What fees should students watch for that aren’t listed in base rent? Students should watch for amenity fees, parking charges, mandatory renter’s insurance, admin fees due at signing, utility caps on “included” utilities, furnished unit premiums, and guarantor processing fees. Each of these can add $30 to $200 monthly or hundreds of dollars in one-time costs.
Is Zillow accurate for student housing pricing? Zillow provides useful estimated monthly totals but those estimates are algorithm-generated rather than landlord-verified. Utility estimates in particular can differ significantly from actual bills. Zillow is most reliable for base rent verification and should be cross-referenced with a student-specific platform before any lease decision.

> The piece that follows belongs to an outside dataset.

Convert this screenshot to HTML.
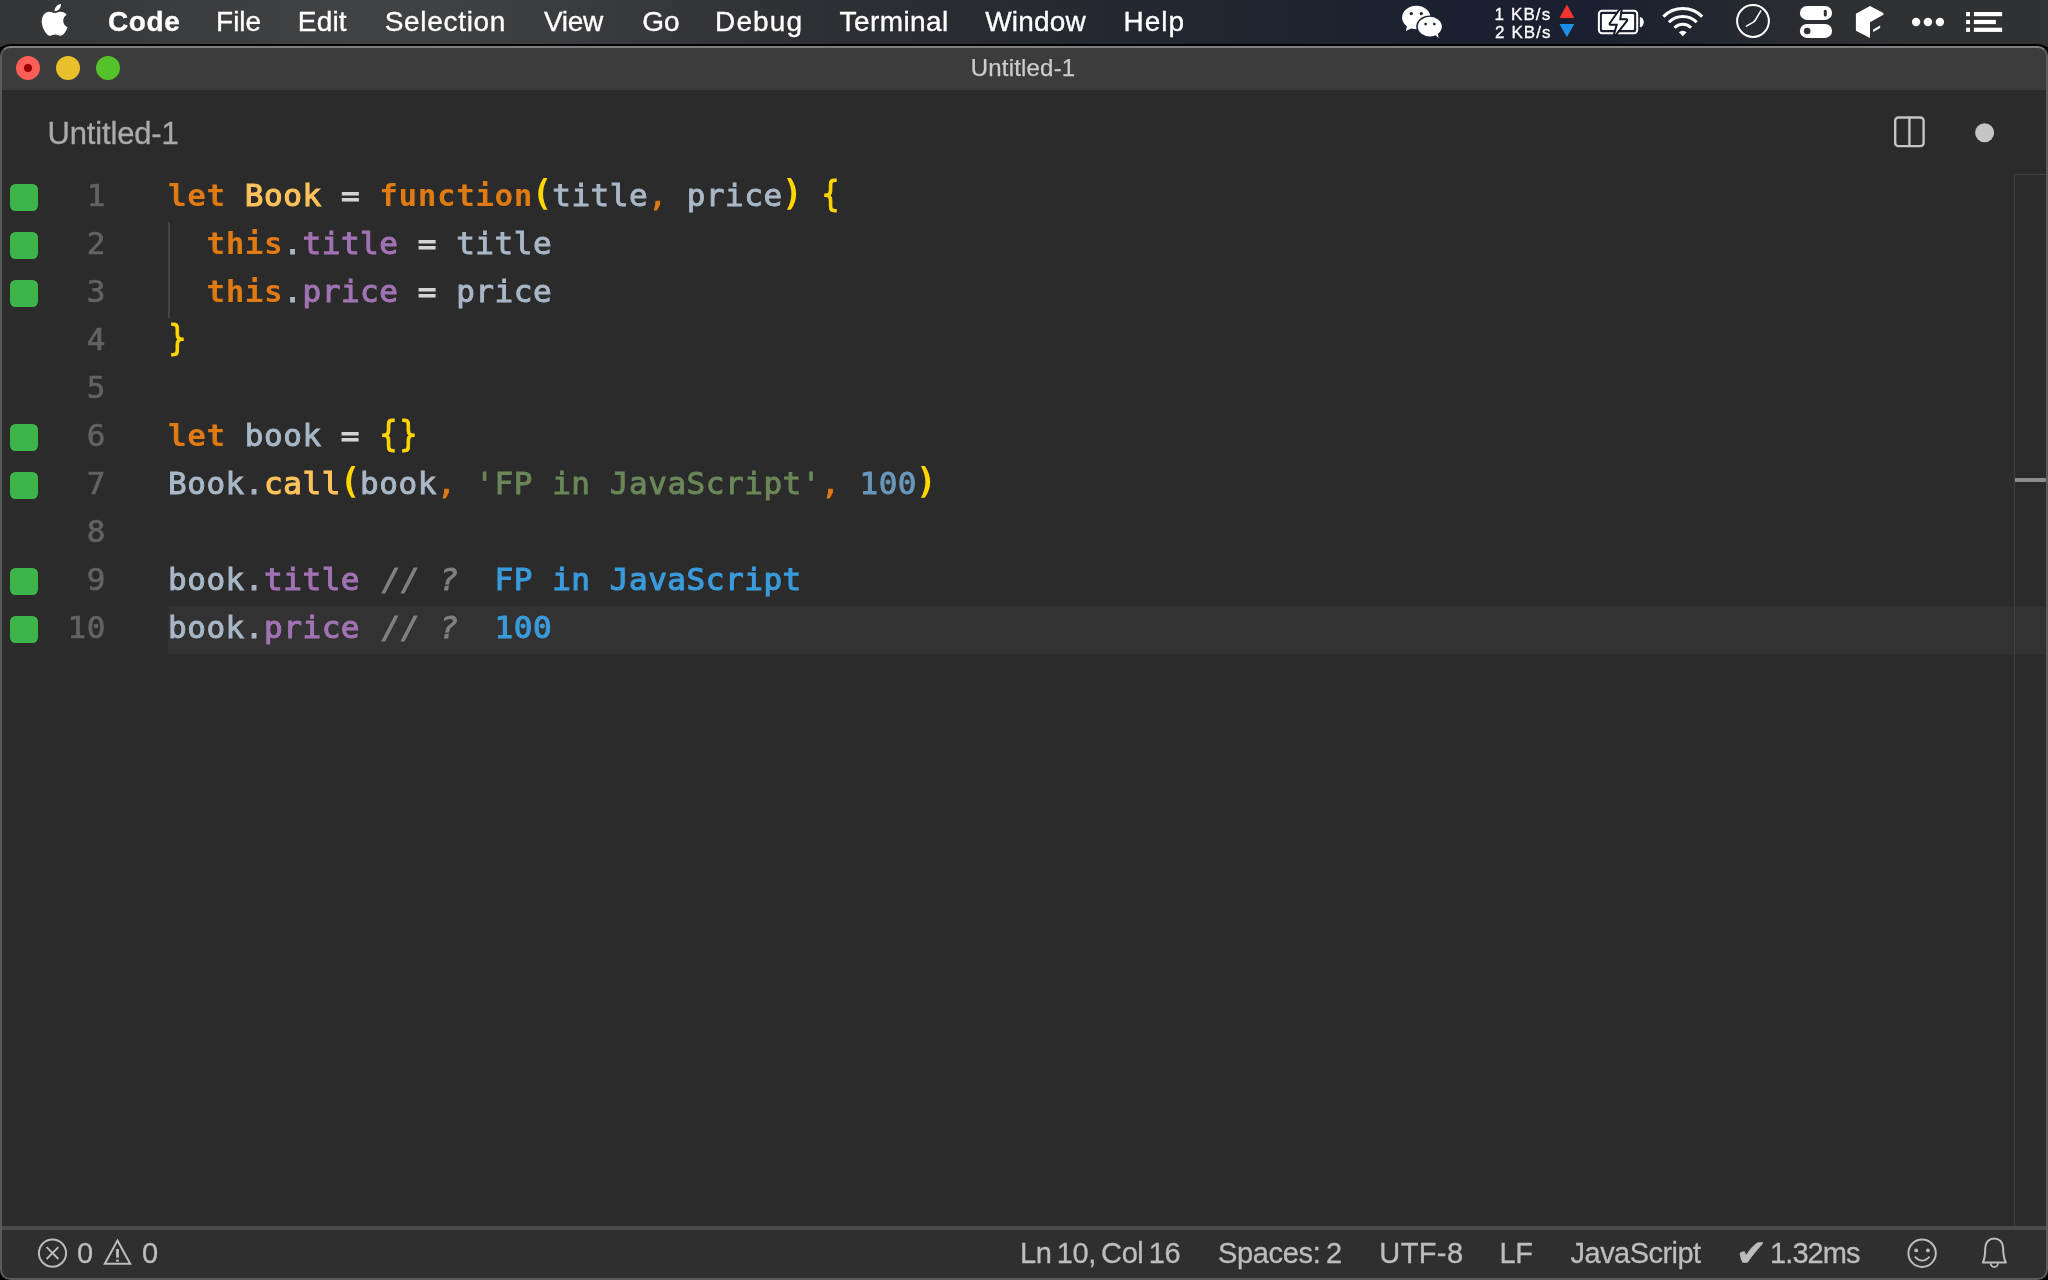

How can students verify total housing costs before signing a lease? Students should request a complete written fee breakdown directly from the property, confirm whether the listed price is per bed or per unit, verify utility inclusion terms and any usage caps, and ask for the total lease cost as a single number. No platform substitutes for getting confirmed costs in writing from the property itself.
The Bottom Line
The most transparent student housing platform is the one that makes real cost clear before you get attached to an apartment you can’t actually afford. No single platform does this perfectly. General platforms like Apartments.com and Zillow offer coverage but inconsistent fee display. Find My Place surfaces peer-driven pricing signals that official listings hide entirely, while contract-based pricing removes the advertised minimum problem at the source.
Use multiple platforms. Cross-check what you find. Never treat a number as final until you’ve seen it in writing from the property.